→ INFORMATION SUPPLIED:
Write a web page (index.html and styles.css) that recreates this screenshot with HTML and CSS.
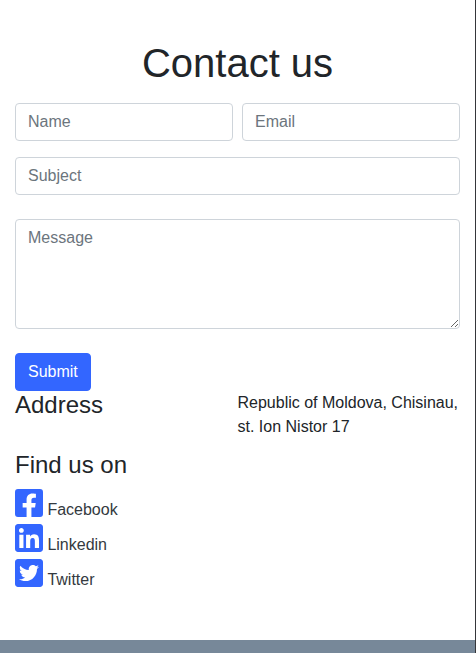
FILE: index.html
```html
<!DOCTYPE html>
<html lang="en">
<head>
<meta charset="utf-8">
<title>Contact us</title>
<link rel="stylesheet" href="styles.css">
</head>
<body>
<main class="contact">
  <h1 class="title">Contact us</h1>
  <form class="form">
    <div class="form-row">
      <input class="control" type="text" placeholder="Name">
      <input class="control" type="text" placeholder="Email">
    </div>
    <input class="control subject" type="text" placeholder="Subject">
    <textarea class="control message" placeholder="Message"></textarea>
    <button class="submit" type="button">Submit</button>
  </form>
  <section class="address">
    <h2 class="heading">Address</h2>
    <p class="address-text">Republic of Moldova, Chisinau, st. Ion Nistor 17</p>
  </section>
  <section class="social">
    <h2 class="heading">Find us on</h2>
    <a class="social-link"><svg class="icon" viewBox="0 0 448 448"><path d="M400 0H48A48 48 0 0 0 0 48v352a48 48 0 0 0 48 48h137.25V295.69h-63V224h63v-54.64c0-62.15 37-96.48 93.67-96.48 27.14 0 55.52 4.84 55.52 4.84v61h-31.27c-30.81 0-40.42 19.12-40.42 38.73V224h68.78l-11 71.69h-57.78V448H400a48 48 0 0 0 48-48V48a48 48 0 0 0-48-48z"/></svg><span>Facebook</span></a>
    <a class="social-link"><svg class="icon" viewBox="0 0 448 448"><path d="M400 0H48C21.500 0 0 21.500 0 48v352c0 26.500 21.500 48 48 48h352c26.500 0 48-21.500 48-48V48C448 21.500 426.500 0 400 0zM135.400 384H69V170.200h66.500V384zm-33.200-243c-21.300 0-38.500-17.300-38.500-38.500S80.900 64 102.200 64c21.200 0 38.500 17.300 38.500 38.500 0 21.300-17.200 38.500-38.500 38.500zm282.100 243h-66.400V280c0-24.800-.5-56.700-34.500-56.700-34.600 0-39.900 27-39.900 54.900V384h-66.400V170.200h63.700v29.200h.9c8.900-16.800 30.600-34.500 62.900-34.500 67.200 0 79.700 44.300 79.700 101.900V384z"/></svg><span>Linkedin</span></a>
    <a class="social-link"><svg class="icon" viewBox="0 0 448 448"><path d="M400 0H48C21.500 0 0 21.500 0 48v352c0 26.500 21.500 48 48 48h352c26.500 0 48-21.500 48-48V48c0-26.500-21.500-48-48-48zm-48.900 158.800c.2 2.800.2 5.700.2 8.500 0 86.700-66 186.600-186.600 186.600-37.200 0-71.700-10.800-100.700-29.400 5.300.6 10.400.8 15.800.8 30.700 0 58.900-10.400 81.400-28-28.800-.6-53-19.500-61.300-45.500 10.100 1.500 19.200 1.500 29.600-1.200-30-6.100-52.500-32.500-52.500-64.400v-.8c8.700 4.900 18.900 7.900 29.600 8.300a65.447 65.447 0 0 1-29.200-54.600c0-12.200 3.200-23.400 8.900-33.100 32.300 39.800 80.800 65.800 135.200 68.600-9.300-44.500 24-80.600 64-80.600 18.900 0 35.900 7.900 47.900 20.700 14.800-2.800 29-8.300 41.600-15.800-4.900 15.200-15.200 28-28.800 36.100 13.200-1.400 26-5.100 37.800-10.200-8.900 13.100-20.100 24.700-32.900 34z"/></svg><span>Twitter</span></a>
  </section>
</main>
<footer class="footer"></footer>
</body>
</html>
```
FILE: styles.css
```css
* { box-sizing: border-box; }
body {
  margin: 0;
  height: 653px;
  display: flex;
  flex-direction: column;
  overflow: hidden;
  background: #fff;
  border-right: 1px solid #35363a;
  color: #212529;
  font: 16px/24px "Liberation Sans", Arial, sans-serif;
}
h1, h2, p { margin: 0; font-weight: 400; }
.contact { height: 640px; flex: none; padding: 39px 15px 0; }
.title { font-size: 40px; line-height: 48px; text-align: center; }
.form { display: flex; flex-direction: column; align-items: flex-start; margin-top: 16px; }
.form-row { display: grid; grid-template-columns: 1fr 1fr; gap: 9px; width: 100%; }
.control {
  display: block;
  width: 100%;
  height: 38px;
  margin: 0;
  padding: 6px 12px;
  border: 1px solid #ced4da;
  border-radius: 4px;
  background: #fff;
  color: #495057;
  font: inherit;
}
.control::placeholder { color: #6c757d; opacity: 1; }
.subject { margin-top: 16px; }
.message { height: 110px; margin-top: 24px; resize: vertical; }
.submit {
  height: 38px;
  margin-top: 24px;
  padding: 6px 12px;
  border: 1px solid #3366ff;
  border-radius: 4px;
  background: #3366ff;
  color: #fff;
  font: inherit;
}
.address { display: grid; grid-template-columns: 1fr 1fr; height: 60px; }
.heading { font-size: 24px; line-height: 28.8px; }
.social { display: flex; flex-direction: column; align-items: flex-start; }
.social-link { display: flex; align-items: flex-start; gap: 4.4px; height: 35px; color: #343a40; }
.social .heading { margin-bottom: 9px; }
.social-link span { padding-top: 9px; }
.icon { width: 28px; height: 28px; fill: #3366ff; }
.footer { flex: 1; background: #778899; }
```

→ EXERCISE GOAL: Repeat the listing in full and exactly. Leave any pictures out.

→ WRITTEN SOLUTION:
Write a web page (index.html and styles.css) that recreates this screenshot with HTML and CSS.
FILE: index.html
```html
<!DOCTYPE html>
<html lang="en">
<head>
<meta charset="utf-8">
<title>Contact us</title>
<link rel="stylesheet" href="styles.css">
</head>
<body>
<main class="contact">
  <h1 class="title">Contact us</h1>
  <form class="form">
    <div class="form-row">
      <input class="control" type="text" placeholder="Name">
      <input class="control" type="text" placeholder="Email">
    </div>
    <input class="control subject" type="text" placeholder="Subject">
    <textarea class="control message" placeholder="Message"></textarea>
    <button class="submit" type="button">Submit</button>
  </form>
  <section class="address">
    <h2 class="heading">Address</h2>
    <p class="address-text">Republic of Moldova, Chisinau, st. Ion Nistor 17</p>
  </section>
  <section class="social">
    <h2 class="heading">Find us on</h2>
    <a class="social-link"><svg class="icon" viewBox="0 0 448 448"><path d="M400 0H48A48 48 0 0 0 0 48v352a48 48 0 0 0 48 48h137.25V295.69h-63V224h63v-54.64c0-62.15 37-96.48 93.67-96.48 27.14 0 55.52 4.84 55.52 4.84v61h-31.27c-30.81 0-40.42 19.12-40.42 38.73V224h68.78l-11 71.69h-57.78V448H400a48 48 0 0 0 48-48V48a48 48 0 0 0-48-48z"/></svg><span>Facebook</span></a>
    <a class="social-link"><svg class="icon" viewBox="0 0 448 448"><path d="M400 0H48C21.500 0 0 21.500 0 48v352c0 26.500 21.500 48 48 48h352c26.500 0 48-21.500 48-48V48C448 21.500 426.500 0 400 0zM135.400 384H69V170.200h66.500V384zm-33.200-243c-21.300 0-38.500-17.300-38.500-38.500S80.900 64 102.200 64c21.200 0 38.500 17.300 38.500 38.500 0 21.300-17.200 38.500-38.500 38.500zm282.100 243h-66.400V280c0-24.800-.5-56.700-34.500-56.700-34.600 0-39.900 27-39.900 54.900V384h-66.400V170.200h63.700v29.200h.9c8.900-16.800 30.600-34.500 62.900-34.500 67.200 0 79.700 44.300 79.700 101.900V384z"/></svg><span>Linkedin</span></a>
    <a class="social-link"><svg class="icon" viewBox="0 0 448 448"><path d="M400 0H48C21.500 0 0 21.500 0 48v352c0 26.500 21.500 48 48 48h352c26.500 0 48-21.500 48-48V48c0-26.500-21.500-48-48-48zm-48.900 158.800c.2 2.800.2 5.700.2 8.500 0 86.700-66 186.600-186.600 186.600-37.200 0-71.700-10.800-100.700-29.400 5.300.6 10.400.8 15.800.8 30.700 0 58.900-10.400 81.400-28-28.800-.6-53-19.500-61.300-45.500 10.100 1.500 19.200 1.500 29.600-1.200-30-6.100-52.500-32.500-52.500-64.400v-.8c8.700 4.900 18.900 7.900 29.600 8.300a65.447 65.447 0 0 1-29.200-54.600c0-12.200 3.200-23.400 8.900-33.100 32.300 39.800 80.800 65.800 135.200 68.600-9.300-44.500 24-80.600 64-80.600 18.900 0 35.900 7.900 47.900 20.700 14.800-2.800 29-8.300 41.600-15.800-4.900 15.200-15.200 28-28.800 36.100 13.200-1.400 26-5.100 37.800-10.200-8.900 13.100-20.100 24.700-32.900 34z"/></svg><span>Twitter</span></a>
  </section>
</main>
<footer class="footer"></footer>
</body>
</html>
```
FILE: styles.css
```css
* { box-sizing: border-box; }
body {
  margin: 0;
  height: 653px;
  display: flex;
  flex-direction: column;
  overflow: hidden;
  background: #fff;
  border-right: 1px solid #35363a;
  color: #212529;
  font: 16px/24px "Liberation Sans", Arial, sans-serif;
}
h1, h2, p { margin: 0; font-weight: 400; }
.contact { height: 640px; flex: none; padding: 39px 15px 0; }
.title { font-size: 40px; line-height: 48px; text-align: center; }
.form { display: flex; flex-direction: column; align-items: flex-start; margin-top: 16px; }
.form-row { display: grid; grid-template-columns: 1fr 1fr; gap: 9px; width: 100%; }
.control {
  display: block;
  width: 100%;
  height: 38px;
  margin: 0;
  padding: 6px 12px;
  border: 1px solid #ced4da;
  border-radius: 4px;
  background: #fff;
  color: #495057;
  font: inherit;
}
.control::placeholder { color: #6c757d; opacity: 1; }
.subject { margin-top: 16px; }
.message { height: 110px; margin-top: 24px; resize: vertical; }
.submit {
  height: 38px;
  margin-top: 24px;
  padding: 6px 12px;
  border: 1px solid #3366ff;
  border-radius: 4px;
  background: #3366ff;
  color: #fff;
  font: inherit;
}
.address { display: grid; grid-template-columns: 1fr 1fr; height: 60px; }
.heading { font-size: 24px; line-height: 28.8px; }
.social { display: flex; flex-direction: column; align-items: flex-start; }
.social-link { display: flex; align-items: flex-start; gap: 4.4px; height: 35px; color: #343a40; }
.social .heading { margin-bottom: 9px; }
.social-link span { padding-top: 9px; }
.icon { width: 28px; height: 28px; fill: #3366ff; }
.footer { flex: 1; background: #778899; }
```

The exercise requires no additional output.